Note that what you are doing, as you modify files and then run git add
, is arranging the intermediate copies of each file, in Git's "staging area" (index), so as to arrange everything for the next commit. This is why we call it the staging area: we put particular copies of particular files "up on stage", and then take a photographic snapshot that we call a commit. That commit is built from what's on the stage, which isn't necessarily the same as what you are working with.
Other version control systems don't do this: they don't have a separate staging area, and when you make a new commit, they snapshot your working tree.

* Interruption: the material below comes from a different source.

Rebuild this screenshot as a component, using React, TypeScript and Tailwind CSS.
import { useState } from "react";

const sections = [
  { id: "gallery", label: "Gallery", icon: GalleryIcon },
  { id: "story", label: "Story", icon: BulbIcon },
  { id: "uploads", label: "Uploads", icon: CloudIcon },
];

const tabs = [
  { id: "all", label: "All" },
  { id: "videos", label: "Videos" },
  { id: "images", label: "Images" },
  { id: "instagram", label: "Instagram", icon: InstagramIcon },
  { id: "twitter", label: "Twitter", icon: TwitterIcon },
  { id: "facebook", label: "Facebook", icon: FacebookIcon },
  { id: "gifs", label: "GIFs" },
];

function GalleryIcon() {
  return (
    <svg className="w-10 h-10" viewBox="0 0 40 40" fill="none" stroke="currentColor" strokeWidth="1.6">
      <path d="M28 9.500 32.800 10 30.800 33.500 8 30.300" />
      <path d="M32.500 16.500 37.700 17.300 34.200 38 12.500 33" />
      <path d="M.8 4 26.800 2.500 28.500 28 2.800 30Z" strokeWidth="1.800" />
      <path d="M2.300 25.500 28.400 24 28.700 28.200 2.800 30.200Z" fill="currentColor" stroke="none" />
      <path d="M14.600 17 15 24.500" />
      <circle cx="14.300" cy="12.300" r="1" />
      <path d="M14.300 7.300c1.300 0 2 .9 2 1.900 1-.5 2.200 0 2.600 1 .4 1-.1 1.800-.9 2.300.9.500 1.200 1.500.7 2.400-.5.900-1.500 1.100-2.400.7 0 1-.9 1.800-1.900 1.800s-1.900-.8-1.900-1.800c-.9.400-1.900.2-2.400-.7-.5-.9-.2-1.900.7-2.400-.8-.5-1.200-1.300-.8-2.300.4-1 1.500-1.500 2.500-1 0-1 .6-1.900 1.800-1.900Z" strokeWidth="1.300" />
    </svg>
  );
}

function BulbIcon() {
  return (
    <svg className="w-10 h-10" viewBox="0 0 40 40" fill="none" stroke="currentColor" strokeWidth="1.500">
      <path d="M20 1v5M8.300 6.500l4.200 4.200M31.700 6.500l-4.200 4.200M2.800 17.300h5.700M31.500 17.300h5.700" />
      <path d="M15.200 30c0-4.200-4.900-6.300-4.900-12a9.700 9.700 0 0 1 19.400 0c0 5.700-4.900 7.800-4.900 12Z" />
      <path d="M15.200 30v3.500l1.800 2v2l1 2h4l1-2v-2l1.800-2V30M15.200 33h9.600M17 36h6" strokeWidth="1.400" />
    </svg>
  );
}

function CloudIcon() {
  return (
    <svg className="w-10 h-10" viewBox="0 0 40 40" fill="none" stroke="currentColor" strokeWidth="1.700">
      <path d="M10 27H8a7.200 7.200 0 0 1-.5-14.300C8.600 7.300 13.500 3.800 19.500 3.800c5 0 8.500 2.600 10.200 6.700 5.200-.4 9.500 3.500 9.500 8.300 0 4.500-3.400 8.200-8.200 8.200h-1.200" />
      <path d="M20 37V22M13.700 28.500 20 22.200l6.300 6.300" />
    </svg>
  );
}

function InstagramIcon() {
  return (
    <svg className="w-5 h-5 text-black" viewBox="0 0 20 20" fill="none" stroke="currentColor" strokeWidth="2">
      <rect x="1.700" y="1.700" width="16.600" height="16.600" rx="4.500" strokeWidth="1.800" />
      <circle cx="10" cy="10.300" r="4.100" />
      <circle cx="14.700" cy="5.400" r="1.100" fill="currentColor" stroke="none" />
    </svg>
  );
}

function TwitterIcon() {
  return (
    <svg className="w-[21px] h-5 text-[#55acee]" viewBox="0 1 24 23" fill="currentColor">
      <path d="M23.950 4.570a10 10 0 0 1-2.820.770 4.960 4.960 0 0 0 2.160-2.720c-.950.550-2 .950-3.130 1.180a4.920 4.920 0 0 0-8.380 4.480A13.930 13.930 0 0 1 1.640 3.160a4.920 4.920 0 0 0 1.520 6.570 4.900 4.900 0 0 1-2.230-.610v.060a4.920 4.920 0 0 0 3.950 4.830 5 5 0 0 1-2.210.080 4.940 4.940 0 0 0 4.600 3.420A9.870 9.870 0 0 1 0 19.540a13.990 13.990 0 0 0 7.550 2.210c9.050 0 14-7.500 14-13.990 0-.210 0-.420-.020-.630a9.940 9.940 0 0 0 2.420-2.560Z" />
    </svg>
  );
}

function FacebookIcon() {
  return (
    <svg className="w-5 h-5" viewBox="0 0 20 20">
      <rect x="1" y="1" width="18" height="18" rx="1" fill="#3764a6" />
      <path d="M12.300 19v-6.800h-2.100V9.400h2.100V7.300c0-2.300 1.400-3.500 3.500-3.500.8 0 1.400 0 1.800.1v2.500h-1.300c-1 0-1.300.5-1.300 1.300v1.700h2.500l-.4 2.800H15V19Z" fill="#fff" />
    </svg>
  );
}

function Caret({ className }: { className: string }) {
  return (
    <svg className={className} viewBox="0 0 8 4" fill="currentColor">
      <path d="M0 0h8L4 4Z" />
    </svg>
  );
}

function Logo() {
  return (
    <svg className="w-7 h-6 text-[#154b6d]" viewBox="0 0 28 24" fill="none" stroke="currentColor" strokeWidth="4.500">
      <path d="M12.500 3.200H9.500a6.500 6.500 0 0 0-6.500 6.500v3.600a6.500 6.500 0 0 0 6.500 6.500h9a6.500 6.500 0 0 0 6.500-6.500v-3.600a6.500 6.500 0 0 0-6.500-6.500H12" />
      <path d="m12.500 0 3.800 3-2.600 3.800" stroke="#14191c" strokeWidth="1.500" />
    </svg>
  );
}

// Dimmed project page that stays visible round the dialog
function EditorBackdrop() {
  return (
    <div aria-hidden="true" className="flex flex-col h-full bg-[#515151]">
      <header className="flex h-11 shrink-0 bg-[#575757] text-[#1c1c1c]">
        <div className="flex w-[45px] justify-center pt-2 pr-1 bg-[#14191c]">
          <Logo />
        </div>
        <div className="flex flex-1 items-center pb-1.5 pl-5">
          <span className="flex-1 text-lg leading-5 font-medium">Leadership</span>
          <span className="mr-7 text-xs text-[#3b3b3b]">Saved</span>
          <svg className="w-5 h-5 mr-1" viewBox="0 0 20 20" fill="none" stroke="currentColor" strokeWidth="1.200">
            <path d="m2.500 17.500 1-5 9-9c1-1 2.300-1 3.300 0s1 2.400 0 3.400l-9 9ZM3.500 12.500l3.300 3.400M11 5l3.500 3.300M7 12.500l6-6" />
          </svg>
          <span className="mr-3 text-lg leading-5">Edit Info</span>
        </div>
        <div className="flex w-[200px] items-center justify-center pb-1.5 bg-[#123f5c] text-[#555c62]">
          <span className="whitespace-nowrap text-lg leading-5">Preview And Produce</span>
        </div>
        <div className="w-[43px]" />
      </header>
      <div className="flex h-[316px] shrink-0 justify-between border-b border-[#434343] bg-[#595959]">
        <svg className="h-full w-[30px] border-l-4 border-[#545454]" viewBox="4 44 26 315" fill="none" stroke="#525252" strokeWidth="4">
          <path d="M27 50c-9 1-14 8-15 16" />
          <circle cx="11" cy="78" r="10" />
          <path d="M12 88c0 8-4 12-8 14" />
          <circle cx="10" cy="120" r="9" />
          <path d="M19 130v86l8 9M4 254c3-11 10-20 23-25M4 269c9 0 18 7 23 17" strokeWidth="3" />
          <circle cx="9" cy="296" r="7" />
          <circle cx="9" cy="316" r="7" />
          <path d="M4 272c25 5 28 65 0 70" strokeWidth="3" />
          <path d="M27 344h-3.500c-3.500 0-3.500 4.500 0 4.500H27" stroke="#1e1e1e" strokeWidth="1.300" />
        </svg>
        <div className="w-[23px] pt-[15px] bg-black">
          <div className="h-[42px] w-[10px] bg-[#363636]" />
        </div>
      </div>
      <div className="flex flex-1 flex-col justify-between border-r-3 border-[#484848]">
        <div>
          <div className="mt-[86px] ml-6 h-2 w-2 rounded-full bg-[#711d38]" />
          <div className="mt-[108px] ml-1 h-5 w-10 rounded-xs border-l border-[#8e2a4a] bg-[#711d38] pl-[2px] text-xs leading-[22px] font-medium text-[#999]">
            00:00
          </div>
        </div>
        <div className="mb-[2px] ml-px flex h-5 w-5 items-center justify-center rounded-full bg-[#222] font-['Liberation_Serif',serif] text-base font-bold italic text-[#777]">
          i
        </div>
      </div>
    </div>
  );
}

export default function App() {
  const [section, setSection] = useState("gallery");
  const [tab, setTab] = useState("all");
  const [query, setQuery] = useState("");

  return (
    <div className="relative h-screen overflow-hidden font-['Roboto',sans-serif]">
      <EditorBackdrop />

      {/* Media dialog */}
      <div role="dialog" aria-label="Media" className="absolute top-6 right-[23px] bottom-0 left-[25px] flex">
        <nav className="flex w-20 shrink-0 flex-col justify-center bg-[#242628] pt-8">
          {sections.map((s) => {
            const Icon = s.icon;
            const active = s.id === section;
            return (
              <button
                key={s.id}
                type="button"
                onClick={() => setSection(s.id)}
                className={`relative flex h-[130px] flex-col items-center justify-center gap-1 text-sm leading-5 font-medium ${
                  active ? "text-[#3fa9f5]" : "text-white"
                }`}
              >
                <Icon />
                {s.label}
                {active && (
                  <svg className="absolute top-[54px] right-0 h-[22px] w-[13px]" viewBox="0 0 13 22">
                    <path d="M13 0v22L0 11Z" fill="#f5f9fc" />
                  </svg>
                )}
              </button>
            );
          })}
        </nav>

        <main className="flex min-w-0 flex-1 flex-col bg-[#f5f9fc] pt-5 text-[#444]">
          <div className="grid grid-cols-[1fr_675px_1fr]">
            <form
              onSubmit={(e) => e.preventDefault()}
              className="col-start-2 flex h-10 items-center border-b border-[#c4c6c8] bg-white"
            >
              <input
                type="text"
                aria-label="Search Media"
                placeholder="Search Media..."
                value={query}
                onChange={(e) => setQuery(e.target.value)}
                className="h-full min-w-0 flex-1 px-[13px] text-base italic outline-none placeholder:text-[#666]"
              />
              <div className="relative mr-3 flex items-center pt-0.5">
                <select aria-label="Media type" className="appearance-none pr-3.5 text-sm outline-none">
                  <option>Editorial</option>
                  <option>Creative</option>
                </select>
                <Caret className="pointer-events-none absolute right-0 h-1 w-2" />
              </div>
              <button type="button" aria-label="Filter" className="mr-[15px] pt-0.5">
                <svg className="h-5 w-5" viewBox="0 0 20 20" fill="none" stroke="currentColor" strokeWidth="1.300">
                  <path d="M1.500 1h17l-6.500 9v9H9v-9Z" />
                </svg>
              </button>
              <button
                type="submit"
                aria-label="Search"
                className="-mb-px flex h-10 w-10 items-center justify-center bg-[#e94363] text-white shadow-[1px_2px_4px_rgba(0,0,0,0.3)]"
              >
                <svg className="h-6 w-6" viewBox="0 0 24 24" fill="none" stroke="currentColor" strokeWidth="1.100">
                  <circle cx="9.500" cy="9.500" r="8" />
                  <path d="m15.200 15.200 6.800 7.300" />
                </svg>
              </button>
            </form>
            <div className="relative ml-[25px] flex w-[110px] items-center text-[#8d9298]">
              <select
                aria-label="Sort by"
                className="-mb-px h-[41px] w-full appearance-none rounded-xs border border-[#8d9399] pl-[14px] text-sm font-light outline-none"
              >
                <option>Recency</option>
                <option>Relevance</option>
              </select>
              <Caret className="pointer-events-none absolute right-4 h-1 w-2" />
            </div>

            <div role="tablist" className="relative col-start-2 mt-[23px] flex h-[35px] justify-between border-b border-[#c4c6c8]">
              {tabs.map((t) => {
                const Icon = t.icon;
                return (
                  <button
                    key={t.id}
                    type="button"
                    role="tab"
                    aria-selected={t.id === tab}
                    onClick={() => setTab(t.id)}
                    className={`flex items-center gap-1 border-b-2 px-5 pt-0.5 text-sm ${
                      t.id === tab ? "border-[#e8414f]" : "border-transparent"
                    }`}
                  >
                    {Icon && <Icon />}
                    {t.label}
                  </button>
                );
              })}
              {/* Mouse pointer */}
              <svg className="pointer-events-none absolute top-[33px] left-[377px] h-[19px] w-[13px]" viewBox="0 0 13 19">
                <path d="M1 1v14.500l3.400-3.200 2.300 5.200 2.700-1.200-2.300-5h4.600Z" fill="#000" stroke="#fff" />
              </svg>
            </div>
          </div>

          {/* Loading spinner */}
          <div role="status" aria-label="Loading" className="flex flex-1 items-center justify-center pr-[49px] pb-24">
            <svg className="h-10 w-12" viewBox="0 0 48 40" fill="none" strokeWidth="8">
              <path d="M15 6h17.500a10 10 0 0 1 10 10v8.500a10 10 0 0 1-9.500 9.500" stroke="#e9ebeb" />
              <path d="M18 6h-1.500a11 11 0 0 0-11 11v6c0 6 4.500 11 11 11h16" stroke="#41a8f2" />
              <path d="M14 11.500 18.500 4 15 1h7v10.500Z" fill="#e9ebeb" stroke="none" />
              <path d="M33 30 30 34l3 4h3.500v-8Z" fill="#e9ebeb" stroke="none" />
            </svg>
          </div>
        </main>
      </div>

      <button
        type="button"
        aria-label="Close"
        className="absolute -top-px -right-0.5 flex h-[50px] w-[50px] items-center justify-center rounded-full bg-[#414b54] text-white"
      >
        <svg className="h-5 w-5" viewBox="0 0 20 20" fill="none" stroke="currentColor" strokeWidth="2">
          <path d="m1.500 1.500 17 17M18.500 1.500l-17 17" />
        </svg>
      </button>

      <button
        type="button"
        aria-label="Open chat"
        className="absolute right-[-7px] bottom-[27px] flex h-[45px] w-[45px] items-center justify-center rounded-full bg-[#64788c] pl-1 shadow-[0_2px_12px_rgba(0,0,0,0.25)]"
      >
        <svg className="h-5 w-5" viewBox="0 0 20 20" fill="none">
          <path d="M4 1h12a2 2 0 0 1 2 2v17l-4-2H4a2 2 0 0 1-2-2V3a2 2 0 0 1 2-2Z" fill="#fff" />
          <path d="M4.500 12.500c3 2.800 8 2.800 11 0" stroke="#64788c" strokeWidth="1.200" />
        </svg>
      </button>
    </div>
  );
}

This has its own pluses and minuses, and winds up needing a list of files (often called a manifest) since working trees tend to have a lot of files in them that shouldn't be committed. Git uses its index for this purpose: if you don't copy a file into the index—i.e., don't put it up "on stage" for the later snapshot—it won't be in the snapshot.
But, because the index has a full copy of every file, that makes three copies, which makes for these odd situations. Since you can't see the index copy, you need something—git status
, usually—that will compare the index copies against the working tree copies, and let you know if you want to update your proposed next commit. We "see" the index by its shadows: when it matches the current commit and/or work-tree, we don't see anything. Having fewer shadows makes the ones that are there stand out, so this works fairly well. But it's tricky!